None. This work uses existing driver interfaces, database functions, and the tooz coordination framework (already a dependency of Manila).

Related specifications:

  • Ensure Share [1]

  • Ensure Shares API [2]

  • Mechanism to Prevent Race Conditions [3]

  • Per-Process Healthchecks [4]

Testing

Unit tests will cover each resource type and transient status reconciliation path, including the Active/Active try-lock contention case.

Full integration testing of crash recovery is difficult to simulate in tempest because tempest tests cannot restart services mid-test. Instead, a dedicated ansible-based functional test will be written using the dummy driver. The test playbook will:

  1. Deploy manila with the dummy driver backend.

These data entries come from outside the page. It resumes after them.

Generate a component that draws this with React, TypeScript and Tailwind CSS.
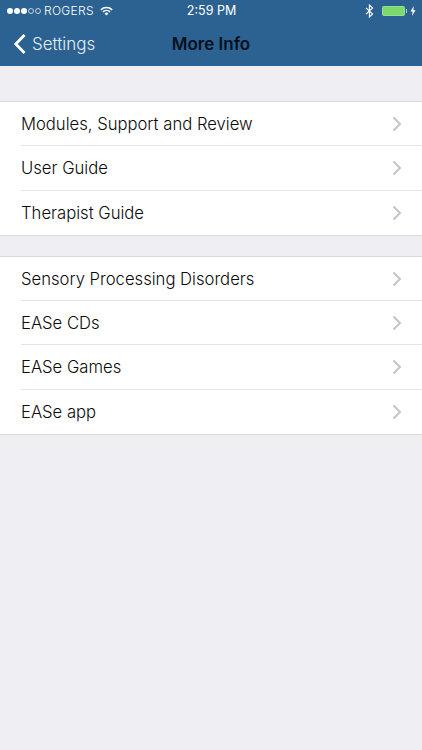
const font = { fontFamily: "Inter, 'Liberation Sans', sans-serif" };

function Chevron() {
  return (
    <svg width="10" height="16" viewBox="0 0 10 16" className="shrink-0" fill="none">
      <path d="M1.5 1.5 L8 8 L1.5 14.5" stroke="#c4c4c8" strokeWidth="2" />
    </svg>
  );
}

function Group({ items }: { items: string[] }) {
  return (
    <div className="bg-white border-y border-[#d9d9dc]">
      {items.map((t, i) => (
        <div key={t} className="pl-[21px]">
          <div className={"h-[44.3px] flex items-center justify-between pr-[20px] " + (i < items.length - 1 ? "border-b border-[#e4e4e7]" : "")}>
            <span className="pt-[1px] text-[16.65px] font-[350] text-[#0b0b0b] leading-none">{t}</span>
            <Chevron />
          </div>
        </div>
      ))}
    </div>
  );
}

export default function App() {
  return (
    <div className="w-[422px] h-[750px] bg-[#eeeef3] overflow-hidden" style={font}>
      <div className="h-[66px] bg-[#2b6291] flex flex-col">
        <div className="h-[22px] flex items-center justify-between pl-[7px] pr-[6px] text-white">
          <div className="flex-1 flex items-center text-[12px]">
            <div className="flex items-center gap-[1px]">
              <span className="w-[6px] h-[6px] rounded-full bg-white" />
              <span className="w-[6px] h-[6px] rounded-full bg-white" />
              <span className="w-[6px] h-[6px] rounded-full bg-white" />
              <span className="w-[6px] h-[6px] rounded-full border border-white/70" />
              <span className="w-[6px] h-[6px] rounded-full border border-white/70" />
            </div>
            <span className="ml-[3px] tracking-[0.3px] font-[350]">ROGERS</span>
            <svg className="ml-[6px]" width="13" height="10" viewBox="0 0 13 10">
              <path d="M0.3 3.2 A9 9 0 0 1 12.7 3.2 L11.6 4.4 A7.4 7.4 0 0 0 1.4 4.4 Z" fill="white" />
              <path d="M2.4 5.3 A6 6 0 0 1 10.6 5.3 L9.5 6.5 A4.4 4.4 0 0 0 3.5 6.5 Z" fill="white" />
              <path d="M4.5 7.4 A3 3 0 0 1 8.5 7.4 L6.5 9.6 Z" fill="white" />
            </svg>
          </div>
          <span className="text-[12.5px] font-normal">2:59 PM</span>
          <div className="flex-1 flex items-center justify-end">
            <svg width="9" height="14" viewBox="0 0 9 14" fill="none" stroke="white" strokeWidth="1.1">
              <path d="M1 3.8 L7.6 10 L4.4 13 V1 L7.6 4 L1 10.2" />
            </svg>
            <div className="ml-[8px] w-[23px] h-[10px] rounded-[2px] bg-[#7bd96f] border border-white/20" />
            <span className="w-[1.5px] h-[4px] bg-white/70 ml-[1px]" />
            <svg className="ml-[3px]" width="6" height="10" viewBox="0 0 6 10">
              <path d="M3.8 0 L0.4 5.6 H2.6 L2 10 L5.6 4.2 H3.3 Z" fill="white" />
            </svg>
          </div>
        </div>
        <div className="flex-1 relative flex items-center justify-center">
          <div className="absolute left-[13px] top-0 bottom-0 flex items-center text-[#e6edf3]">
            <svg width="14" height="22" viewBox="0 0 14 22" fill="none">
              <path d="M11.5 2 L2.8 11 L11.5 20" stroke="white" strokeWidth="2.8" />
            </svg>
            <span className="ml-[5px] text-[17px] font-[350] leading-none">Settings</span>
          </div>
          <span className="text-[17px] font-semibold text-[#04101c] leading-none">More Info</span>
        </div>
      </div>
      <div className="pt-[35px] flex flex-col gap-[20px]">
        <Group items={["Modules, Support and Review", "User Guide", "Therapist Guide"]} />
        <Group items={["Sensory Processing Disorders", "EASe CDs", "EASe Games", "EASe app"]} />
      </div>
    </div>
  );
}
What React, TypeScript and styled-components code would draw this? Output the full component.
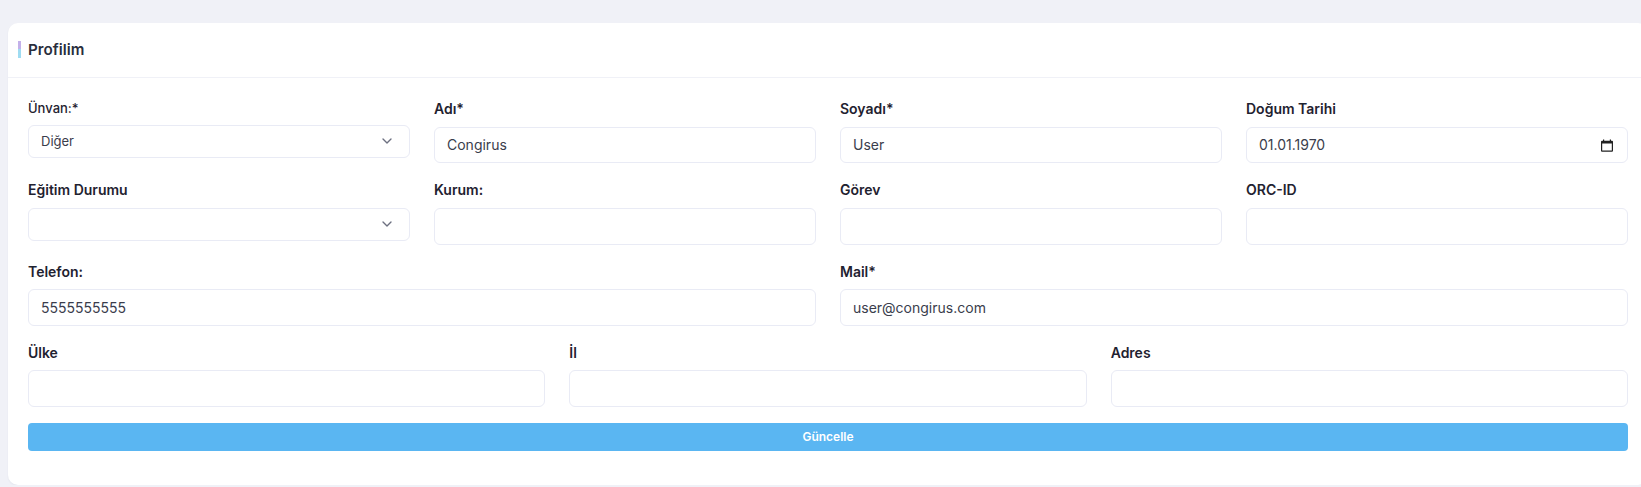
import styled, { createGlobalStyle } from "styled-components";
import { ChevronDown } from "lucide-react";

const GlobalStyle = createGlobalStyle`
  html, body {
    margin: 0;
    padding: 0;
    background: #f0f1f7;
    overflow: hidden;
  }
  body {
    font-family: Inter, "Noto Sans", sans-serif;
  }
`;

function CalendarIcon() {
  return (
    <CalendarSvg viewBox="0 0 12 13" width="12" height="13">
      <path d="M2 0.5h1.2v1.3h5.6V0.5H10v1.3h1a1 1 0 0 1 1 1v9a1 1 0 0 1-1 1H1a1 1 0 0 1-1-1v-9a1 1 0 0 1 1-1h1zM1.2 4.6v7h9.6v-7z" fill="#222" />
    </CalendarSvg>
  );
}

function App() {
  return (
    <Page>
      <GlobalStyle />
      <Card>
        <CardHeader>
          <Title>Profilim</Title>
        </CardHeader>
        <CardBody>
          <Row $columns={4}>
            <Field>
              <SelectLabel>Ünvan:*</SelectLabel>
              <SelectWrap>
                <Select defaultValue="diger">
                  <option value="diger">Diğer</option>
                </Select>
                <SelectChevron size={16} strokeWidth={2} />
              </SelectWrap>
            </Field>
            <Field>
              <Label>Adı*</Label>
              <Input defaultValue="Congirus" />
            </Field>
            <Field>
              <Label>Soyadı*</Label>
              <Input defaultValue="User" />
            </Field>
            <Field>
              <Label>Doğum Tarihi</Label>
              <DateWrap>
                <Input defaultValue="01.01.1970" />
                <CalendarIcon />
              </DateWrap>
            </Field>
          </Row>
          <Row $columns={4}>
            <Field>
              <Label>Eğitim Durumu</Label>
              <SelectWrap>
                <Select defaultValue="">
                  <option value=""></option>
                </Select>
                <SelectChevron size={16} strokeWidth={2} />
              </SelectWrap>
            </Field>
            <Field>
              <Label>Kurum:</Label>
              <Input />
            </Field>
            <Field>
              <Label>Görev</Label>
              <Input />
            </Field>
            <Field>
              <Label>ORC-ID</Label>
              <Input />
            </Field>
          </Row>
          <Row $columns={2}>
            <Field>
              <Label>Telefon:</Label>
              <Input defaultValue="5555555555" />
            </Field>
            <Field>
              <Label>Mail*</Label>
              <Input defaultValue="user@congirus.com" />
            </Field>
          </Row>
          <LastRow $columns={3}>
            <Field>
              <Label>Ülke</Label>
              <Input />
            </Field>
            <Field>
              <Label>İl</Label>
              <Input />
            </Field>
            <Field>
              <Label>Adres</Label>
              <Input />
            </Field>
          </LastRow>
          <SubmitButton type="button">Güncelle</SubmitButton>
        </CardBody>
      </Card>
    </Page>
  );
}

export default App;

const Page = styled.div`
  width: 1656px;
  padding: 23px 0 0 8px;
  box-sizing: border-box;
`;

const Card = styled.div`
  width: 1640px;
  height: 461.5px;
  box-sizing: border-box;
  background: #fff;
  border-radius: 10px;
  box-shadow: 0 1px 2px rgba(40, 44, 80, 0.06);
`;

const CardHeader = styled.div`
  height: 54px;
  display: flex;
  align-items: center;
  padding: 0 20px 0 10px;
  border-bottom: 1px solid #f0f1f7;
`;

const Title = styled.h4`
  margin: 0 0 2px;
  padding-left: 7px;
  font-size: 15.2px;
  line-height: 17px;
  font-weight: 600;
  color: #2a2e3d;
  border-left: 3px solid;
  border-image: linear-gradient(to bottom, #c3b1ea 50%, #9fdcf2 50%) 1;
`;

const CardBody = styled.div`
  padding: 21px 20px 0;
`;

const Row = styled.div<{ $columns: number }>`
  display: grid;
  grid-template-columns: repeat(${(p) => p.$columns}, minmax(0, 1fr));
  column-gap: 24px;
  margin-bottom: 17px;
`;

const LastRow = styled(Row)`
  margin-bottom: 15.5px;
`;

const Field = styled.div`
  display: flex;
  flex-direction: column;
  min-width: 0;
`;

const Label = styled.label`
  font-size: 14px;
  line-height: 19.5px;
  font-weight: 600;
  color: #1f2230;
  margin-bottom: 8px;
`;

const SelectLabel = styled(Label)`
  font-size: 13px;
  font-weight: 500;
  line-height: 18.5px;
  margin-bottom: 7px;
`;

const Input = styled.input`
  width: 100%;
  height: 36.8px;
  box-sizing: border-box;
  padding: 0 12px;
  font-family: inherit;
  font-size: 14px;
  color: #3a3d4c;
  background: #fff;
  border: 1px solid #e9ebf5;
  border-radius: 6px;
  outline: none;
`;

const SelectWrap = styled.div`
  position: relative;
`;

const Select = styled.select`
  width: 100%;
  height: 33.5px;
  box-sizing: border-box;
  padding: 0 12px;
  font-family: inherit;
  font-size: 13px;
  color: #3a3d4c;
  background: #fff;
  border: 1px solid #e9ebf5;
  border-radius: 6px;
  outline: none;
  appearance: none;
`;

const SelectChevron = styled(ChevronDown)`
  position: absolute;
  right: 15px;
  top: 8px;
  color: #6c7080;
  pointer-events: none;
`;

const DateWrap = styled.div`
  position: relative;
`;

const CalendarSvg = styled.svg`
  position: absolute;
  right: 15.5px;
  top: 12px;
`;

const SubmitButton = styled.button`
  display: block;
  width: 100%;
  height: 28px;
  padding: 0;
  font-family: inherit;
  font-size: 12px;
  font-weight: 600;
  color: #fff;
  background: #5ab6f2;
  border: none;
  border-radius: 4px;
`;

  2. Create shares, snapshots, and (for DHSS=True) share servers.

  3. Use the admin reset-state command to place resources into various transient states, simulating a mid-operation crash.

  4. Restart the manila-share service.

  5. Assert that each resource transitions to the expected terminal status after reconciliation.

This runs in the standard CI gate without requiring real storage or the ability to crash the service at a precise moment.

Documentation Impact

  • Admin guide: document the new configuration options and the startup reconciliation behavior.

  • Release note for the new feature.

References

Future work

  • Periodic reconciliation: Extend reconciliation to run on a timer (not just at startup) to catch resources that become stuck for reasons other than a service restart.

  • Heartbeat-based coordination: For long-running operations, a heartbeat mechanism (using tooz leases) could distinguish between operations that are genuinely stuck and operations that are merely slow.